I thought about all of this as I now watched the screen to see Dina dancing in a skimpy two-piece bathing suit on the top deck of her house. How could I start over with her? In my old game she had died—a highly respected Chief of Staff, culinary expert, accomplished painter and novelist, leaving behind a loving husband Don, sister Nina, son, David, two grandchildren, Alex and Sophia (named after my own niece), a great grandchild, Lucy, a niece, Haley and nephew, Jack, two step children from her first marriage to Mortimer, Cassandra and Alexander, and a step grandchild, Madison. All of whom had had individual lives and careers and relationships and memories and aspirations. No, that bare belly that wiggled before me did not yet know the stretch marks of pregnancy nor the panicked rushing to vomit of morning sickness. She was, at this moment, an unattached entity. Was it fair of me stop the dancing and force her to invite Mortimer (again living) to her house for some intimate hottubbing, just to start the whole process over again? Surely this new game would not follow the exact line it once did. David may never appear. The fruit of Dina and Mortimer's passions might this time create a little girl—and thus would disappear forever the lives of David, Alex and Sophia, and little Lucy too. My computer killed them once; I didn't know if I could handle a second loss with the knowledge that they are not only irrecoverable, but that Dina would be able to carry on without them in a shameless amnesiac state.

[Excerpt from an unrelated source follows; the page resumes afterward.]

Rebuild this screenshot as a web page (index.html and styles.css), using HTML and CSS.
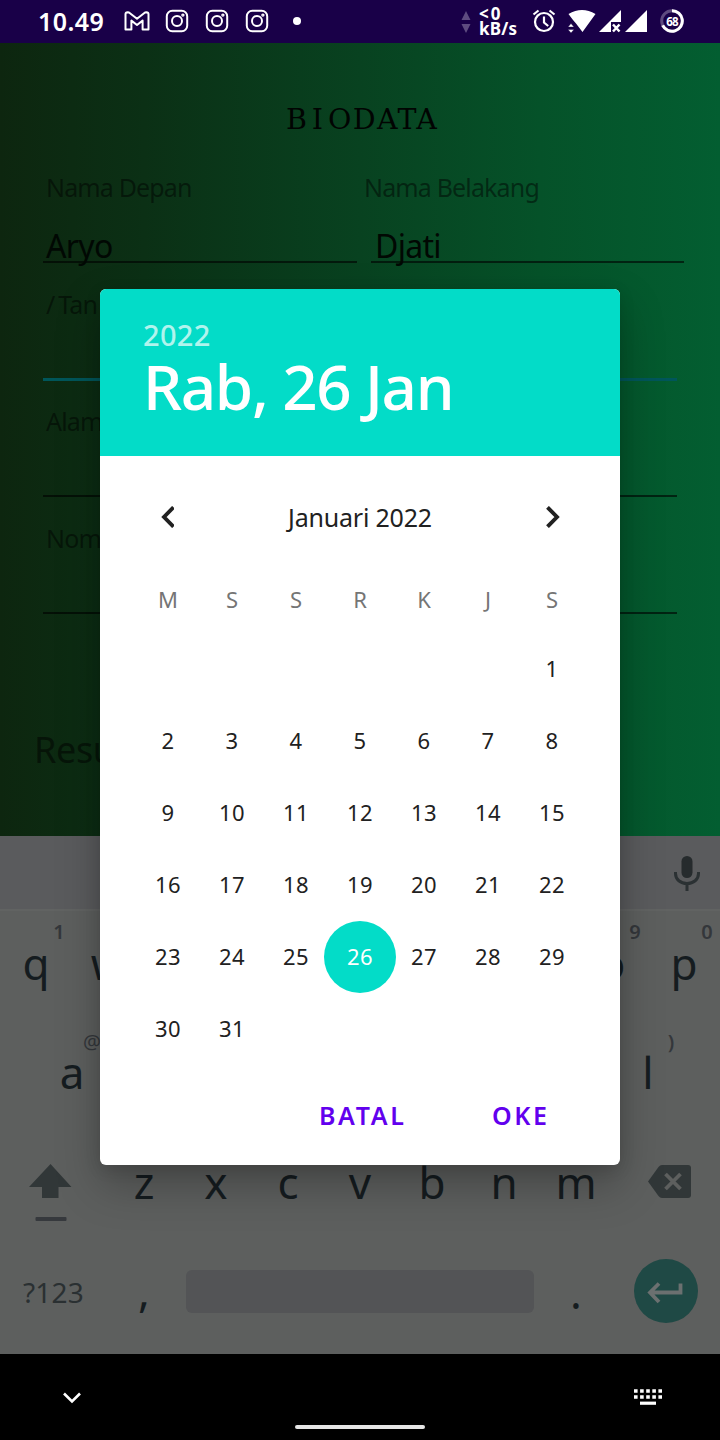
FILE: index.html
```html
<!DOCTYPE html>
<html lang="id">
<head>
<meta charset="utf-8">
<title>Biodata</title>
<link rel="stylesheet" href="styles.css">
</head>
<body>
<div class="phone">
  <header class="status">
    <span class="clock">10.49</span>
    <svg class="mail" width="26" height="20" viewBox="0 0 26 20"><path d="M1.500 3.200Q1.500 1.200 3.600 1.200L5 1.500 13 7.800 21 1.500 22.400 1.200Q24.500 1.200 24.500 3.200V18.500H18.600V9.600L13 14 7.400 9.600V18.500H1.500Z" fill="none" stroke="#fff" stroke-width="2" stroke-linejoin="round"/></svg>
    <svg class="insta" width="24" height="24" viewBox="0 0 24 24"><use href="#ig"/></svg>
    <svg class="insta" width="24" height="24" viewBox="0 0 24 24"><use href="#ig"/></svg>
    <svg class="insta" width="24" height="24" viewBox="0 0 24 24"><g id="ig" fill="none" stroke="#fff" stroke-width="2"><rect x="1.8" y="1.8" width="20.4" height="20.4" rx="5.5"/><circle cx="12" cy="12" r="5"/><circle cx="17.9" cy="6.1" r=".7"/></g></svg>
    <i class="dot"></i>
    <svg class="traffic" width="10" height="22" viewBox="0 0 10 22"><path d="M5 0L9.500 9H.5zM.5 13H9.500L5 22z" fill="#5e4b80"/></svg>
    <div class="speed"><span class="rate">&lt;0</span><span>kB/s</span></div>
    <svg class="alarm" width="24" height="24" viewBox="0 0 24 24"><g fill="none" stroke="#fff" stroke-width="2.200"><circle cx="12" cy="13" r="9"/><path d="M12 7.500V13.500L16.200 17M1.500 5.500L6.500 1.500M22.500 5.500L17.500 1.500"/></g></svg>
    <svg class="wifi" width="28" height="24" viewBox="0 0 28 24"><path d="M.5 4Q14-4 27.500 4L14.500 22L8 13.500 5 10z" fill="#fff"/><path d="M0 17L3 13.500 6 17zM0 19.500H6L3 23z" fill="#fff" stroke="#190048" stroke-width=".4"/></svg>
    <svg class="sig" width="24" height="24" viewBox="0 0 24 24"><path d="M22 0V12H12V22H0z" fill="#fff"/><path d="M14 14.500L20.500 21.500M20.500 14.500L14 21.500" stroke="#fff" stroke-width="2.500"/></svg>
    <svg class="sig2" width="22" height="24" viewBox="0 0 22 24"><path d="M22 0V22H0z" fill="#fff"/></svg>
    <div class="battery"><svg width="24" height="24" viewBox="0 0 24 24"><g fill="none" stroke-width="3"><circle cx="12" cy="12" r="10.300" stroke="#5e4b80"/><path d="M12 1.700A10.300 10.300 0 1 1 2.700 16.400" stroke="#fff"/></g></svg><b>68</b></div>
  </header>

  <main class="app">
    <h1 class="title">B<span class="wide">I</span>ODATA</h1>
    <div class="names">
      <div class="field first"><label class="label">Nama Depan</label><div class="value">Aryo</div></div>
      <div class="field second"><label class="label">Nama Belakang</label><div class="value">Djati</div></div>
    </div>
    <div class="field row active"><label class="label"><span class="slash">/</span>Tan</label><div class="value"></div></div>
    <div class="field row"><label class="label">Alamat</label><div class="value"></div></div>
    <div class="field row"><label class="label">Nomor</label><div class="value"></div></div>
    <p class="result">Result</p>
  </main>

  <section class="keyboard">
    <div class="tools"><svg width="26" height="36" viewBox="0 0 26 36"><rect x="7.500" y="0" width="11" height="22" rx="5.500" fill="#262b2d"/><path d="M1.500 16V17.500C1.500 23.500 6.500 27.500 13 27.500S24.500 23.500 24.500 17.500V16M13 27V35" fill="none" stroke="#2b3133" stroke-width="3"/></svg></div>
    <div class="keys top">
      <span class="key">q<sup>1</sup></span><span class="key">w</span><span class="key"></span><span class="key"></span><span class="key"></span><span class="key"></span><span class="key"></span><span class="key"></span><span class="key">o<sup>9</sup></span><span class="key">p<sup>0</sup></span>
    </div>
    <div class="keys">
      <span class="key">a<sup class="at">@</sup></span><span class="key"></span><span class="key"></span><span class="key"></span><span class="key"></span><span class="key"></span><span class="key"></span><span class="key"></span><span class="key">l<sup>)</sup></span>
    </div>
    <div class="keys">
      <span class="side shift"><svg width="44" height="58" viewBox="0 0 44 58"><path d="M21.500 0L42.500 23H29.500V34H13V23H0z" fill="#313738"/><rect x="6.500" y="53" width="31" height="4" rx="1" fill="#36393d"/></svg></span>
      <span class="key">z</span><span class="key">x</span><span class="key">c</span><span class="key">v</span><span class="key">b</span><span class="key">n</span><span class="key">m</span>
      <span class="side erase"><svg width="43" height="33" viewBox="0 0 43 33"><path d="M14 0H40Q43 0 43 3V30Q43 33 40 33H14Q12 33 10.500 31L0 16.500 10.500 2Q12 0 14 0Z" fill="#313738"/><path d="M17.500 9L32.500 24M32.500 9L17.500 24" stroke="#5d5f5e" stroke-width="3.800"/></svg></span>
    </div>
    <div class="keys">
      <span class="mode">?123</span><span class="key comma">,</span><span class="space"></span><span class="key">.</span>
      <span class="enter"><svg width="36" height="22" viewBox="0 0 36 22"><path d="M33.500 1.500V10.500H4M12 1.500L3 10.500 12 20" fill="none" stroke="#6b7070" stroke-width="3.800"/></svg></span>
    </div>
  </section>

  <nav class="nav">
    <div class="navrow">
      <svg width="18" height="12" viewBox="0 0 18 12"><path d="M1 1.500L9 9.500 17 1.500" fill="none" stroke="#fff" stroke-width="2.600"/></svg>
      <svg width="28" height="17" viewBox="0 0 28 17"><path d="M0 2H28M0 8H28" stroke="#fff" stroke-width="3.600" stroke-dasharray="3.600 2.500"/><path d="M6 14.200H22" stroke="#fff" stroke-width="3.200"/></svg>
    </div>
    <div class="home"></div>
  </nav>

  <div class="dialog">
    <div class="head"><div class="year">2022</div><div class="date">Rab, 26 Jan</div></div>
    <div class="month">
      <svg width="14" height="22" viewBox="0 0 14 22"><path d="M13.500 1.300L4 11 13.500 20.700" fill="none" stroke="#212121" stroke-width="3.900"/></svg>
      <span>Januari 2022</span>
      <svg width="14" height="22" viewBox="0 0 14 22"><path d="M1.500 1.300L11 11 1.500 20.700" fill="none" stroke="#212121" stroke-width="3.900"/></svg>
    </div>
    <div class="week"><span>M</span><span>S</span><span>S</span><span>R</span><span>K</span><span>J</span><span>S</span></div>
    <div class="days">
      <span class="start">1</span>
      <span>2</span><span>3</span><span>4</span><span>5</span><span>6</span><span>7</span><span>8</span>
      <span>9</span><span>10</span><span>11</span><span>12</span><span>13</span><span>14</span><span>15</span>
      <span>16</span><span>17</span><span>18</span><span>19</span><span>20</span><span>21</span><span>22</span>
      <span>23</span><span>24</span><span>25</span><span class="on">26</span><span>27</span><span>28</span><span>29</span>
      <span>30</span><span>31</span>
    </div>
    <div class="actions"><span class="cancel">BATAL</span><span class="ok">OKE</span></div>
  </div>
</div>
</body>
</html>
```
FILE: styles.css
```css
* { box-sizing: border-box; margin: 0; padding: 0; }
body { font-family: "Noto Sans", sans-serif; background: #000; }
svg { display: block; flex: none; }
.phone { position: relative; width: 720px; height: 1440px; overflow: hidden; }

.status { display: flex; height: 43px; background: #190048; color: #fff; align-items: flex-start; padding-left: 38px; }
.clock { width: 86px; font-size: 25px; font-weight: 600; line-height: 43px; letter-spacing: 0.4px; }
.mail { margin: 11px 15px 0 0; }
.insta { margin: 9px 16px 0 0; }
.dot { width: 8px; height: 8px; border-radius: 50%; background: #fff; margin: 17px 160px 0 8px; }
.traffic { margin-top: 11px; }
.speed { display: flex; flex-direction: column; margin: 5px 0 0 8px; width: 53px; font-size: 17px; font-weight: 700; line-height: 17px; letter-spacing: 0.2px; }
.rate { letter-spacing: 2px; }
.speed span:last-child { line-height: 14px; }
.alarm { margin-top: 9px; }
.wifi { margin: 10px 0 0 12px; }
.sig { margin: 10px 0 0 3px; }
.sig2 { margin: 10px 0 0 2px; }
.battery { position: relative; margin: 9px 0 0 13px; }
.battery b { position: absolute; inset: 0; text-align: center; font-size: 11.5px; line-height: 25px; font-weight: 700; letter-spacing: -0.8px; }

.app { height: 793px; padding-top: 57px; background: linear-gradient(90deg, #0d260f 0%, #0b3015 20%, #084220 50%, #055229 75%, #035e31 100%); }
.title { height: 40px; line-height: 40px; padding-left: 286px; font-family: "DejaVu Serif", serif; font-size: 28.5px; font-weight: 400; letter-spacing: 1.4px; color: #010402; white-space: nowrap; }
.wide { padding: 0 3.5px; }
.names { display: flex; gap: 14px; margin: 28px 0 0 43px; }
.first { width: 314px; }
.second { width: 313px; }
.second .label { margin-left: -10px; }
.label { display: block; height: 40px; line-height: 38px; padding-left: 3px; font-size: 25px; font-weight: 400; letter-spacing: -0.85px; color: rgba(0, 0, 0, 0.48); white-space: nowrap; }
.slash { letter-spacing: 3px; }
.value { height: 55px; border-bottom: 2px solid rgba(0, 0, 0, 0.6); color: #010803; }
.names .value { padding: 20px 0 0 3px; font-size: 32px; font-weight: 400; line-height: 35px; letter-spacing: -0.7px; }
.second .value { padding-left: 4px; }
.row { width: 634px; margin: 22px 0 0 43px; }
.active { margin-top: 22px; }
.active .value { height: 56px; border-bottom: 3px solid #00565a; }
.active + .row { margin-top: 21px; }
.result { padding-left: 34px; margin-top: 110px; line-height: 52px; font-size: 36px; font-weight: 400; letter-spacing: -0.4px; color: rgba(0, 0, 0, 0.5); }

.keyboard { height: 518px; background: #5d5f5e; color: #151c20; }
.tools { height: 75px; background: #5a5b5d; border-bottom: 2px solid #616362; display: flex; justify-content: flex-end; padding: 20px 20px 0 0; }
.keys { display: flex; justify-content: center; height: 110px; }
.key { position: relative; width: 72px; text-align: center; font-size: 44px; line-height: 102px; }
.top .key { line-height: 105px; }
.key.comma { line-height: 98px; }
.key sup { position: absolute; left: 47px; top: 9px; width: 24px; text-align: center; font-size: 20px; line-height: 24px; font-weight: 600; color: #34373b; }
.key sup.at { left: 44px; font-weight: 400; }
.side { width: 108px; }
.shift { padding: 33px 0 0 29px; }
.erase { padding: 34px 0 0 36px; }
.mode { width: 108px; padding-left: 23px; font-size: 28px; font-weight: 400; line-height: 102px; letter-spacing: 0.2px; color: #2a3032; }
.space { width: 348px; height: 43px; margin: 29px 6px 0; border-radius: 6px; background: #535456; }
.enter { width: 64px; height: 64px; margin: 18px 22px 0; border-radius: 50%; background: #1f4945; padding: 23px 0 0 13px; }

.nav { height: 86px; background: #000; }
.navrow { display: flex; justify-content: space-between; padding: 35px 58px 0 63px; height: 71px; }
.navrow svg:first-child { margin-top: 3px; }
.home { width: 130px; height: 4px; margin: 0 auto; border-radius: 2px; background: #e6e6e6; }

.dialog { position: absolute; left: 100px; top: 289px; width: 520px; height: 876px; border-radius: 6px; background: #fff; color: #212121; box-shadow: 0 20px 44px rgba(0, 0, 0, 0.26), 0 4px 16px rgba(0, 0, 0, 0.12); }
.head { height: 167px; padding: 25px 0 0 43px; border-radius: 6px 6px 0 0; background: #03dcc8; color: #fff; }
.year { height: 40px; line-height: 41px; font-size: 29px; font-weight: 500; letter-spacing: 0.3px; color: rgba(255, 255, 255, 0.7); }
.date { line-height: 65px; font-size: 62px; font-weight: 500; letter-spacing: -1.4px; white-space: nowrap; }
.month { display: flex; justify-content: space-between; align-items: center; padding: 0 60px; height: 122px; font-size: 25px; font-weight: 400; letter-spacing: -0.2px; }
.week, .days { display: grid; grid-template-columns: repeat(7, 64px); padding: 0 36px; text-align: center; font-size: 22px; font-weight: 400; }
.week { height: 55px; line-height: 43px; color: #757575; }
.days { grid-auto-rows: 72px; line-height: 71px; letter-spacing: 0.3px; }
.start { grid-column: 7; }
.on { width: 72px; margin-left: -4px; border-radius: 50%; background: #03dcc8; color: #fff; }
.actions { display: flex; margin-top: 30px; padding-left: 219px; font-size: 25px; font-weight: 600; line-height: 40px; letter-spacing: 2.6px; color: #6200ee; }
.cancel { width: 173px; }
```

I know now that life moves inescapably forward—like the first Super Mario Brothers—the screen pushes you onward whether or not you're ready, and there's no going back.
When I think of all the hours I devoted to that electronic doll house I quiver with emotion. If I were to calculate the hours applied to building and decorating additions onto houses so the growing families could have a more convenient bathroom or a nursery, the time invested in increasing their cooking skill so they wouldn't burn their houses down and die among the flames, all those homework assignments in school and, later, term papers in college, the immense amount of courtship and joke telling and backrubs and games of "red hands" that led up to the baby producing "woohooing," the countless decisions made in order to help my Sims advance in their careers as physicians, military officials, actresses, criminals, lawyers, scientists, slackers, politicians, and athletes, the exhausting parties for birthdays, graduations, and weddings that always caused more fatigue than joy for my Sims, the innumerable hours set aside for the unavoidables like paying bills, bathing, making friends, being at work or in class, using the bathroom, feeding babies, changing diapers, repairing appliances, washing dishes, cleaning toilets and countertops, buying groceries, eating, taking out the trash, and sleeping, and the infrequent but imperative moments of nursing illnesses, extinguishing fires, begging for mercy from the Grim Reaper when a loved one's life was in danger, and mourning the loss of a friend or family member, I would be utterly ashamed of myself for so much wasted time.
So, after considering quite seriously a new voyage into the romances and aspirations of electronic beings, I had Dina call Don, the young, hot, bachelor next door (to whom she had been married in her past life when she died) for one last romp in the sack before I uninstalled the game forever. I always thought it was funny to watch them pass out immediately after the fireworks of woohoo.